Nun beendet Greenwald (46) seine Zusammenarbeit mit dem britischen Guardian für den „Job seines Lebens“, teilte der Journalist heute mit. Die Entscheidung sei ihm nicht leicht gefallen, aber er nehme jetzt eine zentrale Rolle bei einem neuen Presse-Projekt wahr.
Nach Angaben der Washington Post arbeitet Greenwald am Aufbau einer liberalen Tageszeitung mit, die der eBay-Gründer und Milliardär Pierre Omidyar finanzieren soll. Omidiyar finanziert bereits ein lokales Journalismus-Projekt an seinem Wohnort Hawaii. Und er hätte auch genügend Geld für ein neues Medienunternehmen: Sein Vermögen wird auf über acht Milliarden Dollar geschätzt.

Journalist Glenn Greenwald

Journalist Glenn Greenwald

Der Guardian zeigte sich in einem Statement enttäuscht über Greenwalds Ausscheiden, denn die Zeitung könnte somit den Zugang zu weiteren Teilen der NSA-Dokumente aus dem Besitz Snowdens verlieren. Glenn Greenwald und die Filmemacherin Laura Poitras gelten als die einzigen, die den gesamten Datenfundus des Whistleblowers Snowden in Händen halten.

Greenwald schrieb seit Juni im Guardian über die Operationen US-amerikanischer und britischer Geheimdienste zur Totalüberwachung. Seinen Kritikern wirft Greenwald eine „unterwürfige Einstellung“ gegenüber den Regierungen vor. Genau diese kritische Haltung war es, die ihm den weltweit beachteten Scoop (exklusive Meldung im Journalismus) um die Geheimdienstprojekte PRISM und Tempora einbrachte.
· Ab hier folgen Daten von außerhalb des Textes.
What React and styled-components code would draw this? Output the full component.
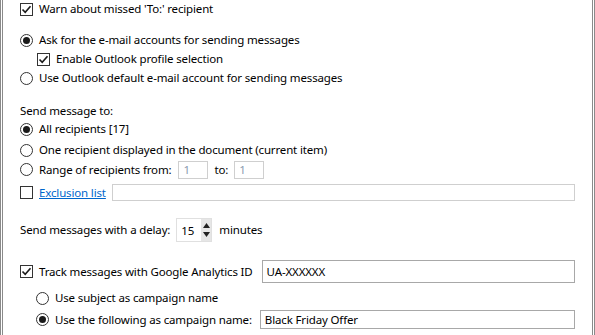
import styled, { createGlobalStyle } from "styled-components";

const GlobalStyle = createGlobalStyle`
  html, body {
    margin: 0;
    padding: 0;
    background: #fff;
  }
  body {
    font-family: "Segoe UI", "Noto Sans", "Liberation Sans", sans-serif;
    font-size: 11.5px;
    letter-spacing: -0.15px;
    color: #000;
  }
`;

const Panel = styled.div`
  width: 595px;
  height: 335px;
  box-sizing: border-box;
  background: #fff;
  border-left: 3px double #8a8a8a;
  border-right: 3px double #8a8a8a;
  padding-left: 17px;
  padding-right: 17px;
  display: flex;
  flex-direction: column;
  overflow: hidden;
`;

const Row = styled.div`
  display: flex;
  align-items: center;
  height: ${(p) => p.$h || 18}px;
  margin-top: ${(p) => p.$mt || 0}px;
  padding-left: ${(p) => p.$indent || 0}px;
  white-space: nowrap;
`;

const Label = styled.span`
  margin-left: ${(p) => p.$ml || 0}px;
  margin-right: ${(p) => p.$mr || 0}px;
  line-height: 16px;
`;

const Box = styled.span`
  width: 13px;
  height: 13px;
  box-sizing: border-box;
  border: 1px solid #333;
  background: #fff;
  flex-shrink: 0;
  display: flex;
  align-items: center;
  justify-content: center;
  margin-right: 6px;
`;

const Radio = styled.span`
  width: 13px;
  height: 13px;
  box-sizing: border-box;
  border: 1px solid #333;
  border-radius: 50%;
  background: #fff;
  flex-shrink: 0;
  display: flex;
  align-items: center;
  justify-content: center;
  margin-right: 6px;

  &::after {
    content: "";
    display: ${(p) => (p.$on ? "block" : "none")};
    width: 7px;
    height: 7px;
    border-radius: 50%;
    background: #1a1a1a;
  }
`;

const Field = styled.div`
  box-sizing: border-box;
  height: ${(p) => p.$h || 18}px;
  width: ${(p) => (p.$w ? `${p.$w}px` : "auto")};
  flex: ${(p) => (p.$grow ? 1 : "none")};
  border: 1px solid ${(p) => (p.$dark ? "#a8a8a8" : "#cfcfcf")};
  background: #fff;
  color: ${(p) => (p.$muted ? "#8a9ab0" : "#000")};
  padding-left: 4px;
  display: flex;
  align-items: center;
  margin-left: ${(p) => p.$ml || 0}px;
  margin-right: ${(p) => p.$mr || 0}px;
`;

const LinkText = styled.a`
  color: #0066cc;
  text-decoration: underline;
  margin-right: 6px;
`;

const Spinner = styled.div`
  display: flex;
  height: 24px;
  width: 36px;
  box-sizing: border-box;
  border: 1px solid #e0e0e0;
  margin-left: 6px;
  margin-right: 7px;
`;

const SpinValue = styled.div`
  flex: 1;
  display: flex;
  align-items: center;
  padding-left: 4px;
`;

const SpinArrows = styled.div`
  width: 10px;
  background: #e6e6e6;
  display: flex;
  flex-direction: column;
  align-items: center;
  justify-content: space-around;
  padding: 2px 0;
`;

function Check() {
  return (
    <Box>
      <svg width="11" height="11" viewBox="0 0 11 11">
        <path d="M1.5 5.5 L4.2 8.3 L9.5 2.2" fill="none" stroke="#1a1a1a" strokeWidth="1.6" />
      </svg>
    </Box>
  );
}

function Arrow({ up }) {
  return (
    <svg width="7" height="5" viewBox="0 0 7 5">
      <path d={up ? "M0 5 L3.5 0 L7 5 Z" : "M0 0 L3.5 5 L7 0 Z"} fill="#222" />
    </svg>
  );
}

export default function App() {
  return (
    <>
      <GlobalStyle />
      <Panel>
        <Row>
          <Check />
          <Label>Warn about missed 'To:' recipient</Label>
        </Row>

        <Row $mt={13}>
          <Radio $on />
          <Label>Ask for the e-mail accounts for sending messages</Label>
        </Row>
        <Row $mt={1} $indent={17}>
          <Check />
          <Label>Enable Outlook profile selection</Label>
        </Row>
        <Row $mt={1}>
          <Radio />
          <Label>Use Outlook default e-mail account for sending messages</Label>
        </Row>

        <Row $mt={15}>
          <Label>Send message to:</Label>
        </Row>
        <Row>
          <Radio $on />
          <Label>All recipients [17]</Label>
        </Row>
        <Row $mt={3}>
          <Radio />
          <Label>One recipient displayed in the document (current item)</Label>
        </Row>
        <Row $mt={1} $h={19}>
          <Radio />
          <Label $mr={7}>Range of recipients from:</Label>
          <Field $w={30} $muted>1</Field>
          <Label $ml={6} $mr={6}>to:</Label>
          <Field $w={30} $muted>1</Field>
        </Row>
        <Row $mt={4} $h={18}>
          <Box />
          <LinkText>Exclusion list</LinkText>
          <Field $grow $h={17} />
        </Row>

        <Row $mt={17} $h={24}>
          <Label>Send messages with a delay:</Label>
          <Spinner>
            <SpinValue>15</SpinValue>
            <SpinArrows>
              <Arrow up />
              <Arrow />
            </SpinArrows>
          </Spinner>
          <Label>minutes</Label>
        </Row>

        <Row $mt={18} $h={23}>
          <Check />
          <Label $mr={9}>Track messages with Google Analytics ID</Label>
          <Field $grow $dark $h={23}>UA-XXXXXX</Field>
        </Row>
        <Row $mt={6} $indent={16}>
          <Radio />
          <Label>Use subject as campaign name</Label>
        </Row>
        <Row $mt={3} $h={19} $indent={16}>
          <Radio $on />
          <Label $mr={8}>Use the following as campaign name:</Label>
          <Field $grow $dark $h={19}>Black Friday Offer</Field>
        </Row>
      </Panel>
    </>
  );
}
Als Edward Snowden beschloss, sein Wissen über die imperiale Totalüberwachung durch Geheimdienste öffentlich zu machen, suchte er gezielt Kontakt zu Glenn Greenwald. Bevor er zur britischen Zeitung The Guardian kam, schrieb Greenwald fünf Jahre lang für die US-Webseite Salon.com. Schon dort beschäftigte er sich intensiv mit Überwachungsprogrammen und der Ausweitung staatlicher Ermächtigungen nach den Anschlägen des 11. September 2001. Er verfasste dutzende kritische Artikel und mehrere Bücher über das Bush-Regime.

Es waren wohl auch diese Berichte, die Greenwald zu Snowdens Wunschpartner machten. Denn ein Experte für Computersicherheit war der Kolumnist nicht. Fast scheiterte der Kontakt mit dem Whistleblower daran, dass Greenwald mit den von Snowden verlangten Verschlüsselungsprogrammen nicht zurecht kam. Der Ex-Geheimdienstmitarbeiter wandte sich an die Dokumentarfilmerin Laura Poitras, die Greenwald wieder mit ins Boot holte. So berichten es die beiden im New York Times Magazine.

How the Government Tracks You: NSA Surveillance

Glenn Greenwald ist ein journalistischer Quereinsteiger. Er studierte Jura, doch als Anwalt wurde er nicht glücklich und so wechselte er den Beruf. Von seinem Wohnort in Brasilien aus schrieb Greenwald seine Berichte für den Guardian. Dessen Chefredakteur Alan Rusbridger bedauerte öffentlich den Abgang des Reporters.
„Schade, dass wir Glenn Greenwald nach einer Berichterstattung wie Donnerhall beim Guardian verlieren“, twitterte Rusbridger.

Dabei gab es durchaus Hinweise auf Spannungen. Aktivisten und Sicherheitsexperten drängten Greenwald, schneller und detaillierter zu berichten. „Das sind unglaublich komplexe Dokumente, es braucht Zeit, sie zu lesen, zu verstehen und darüber zu berichten“, erklärte Greenwald.
Greenwald selbst sagt, Snowdens Dokumente böten Stoff für weitere Enthüllungen. Ein Grossteil der wichtigen Unterlagen müsse noch veröffentlicht werden.

Mit dem neuen Presse-Projekt dürfte Milliardär Pierre Omidyar Amazon-Chef Jeff Bezos Konkurrenz machen, der Anfang August die Washington Post übernommen hat. Die US-Zeitung, die ebenfalls NSA-Dokumente publiziert hat, soll zu einem Referenzprojekt der neuen iPad-optimierten Online-Medien ausgebaut werden.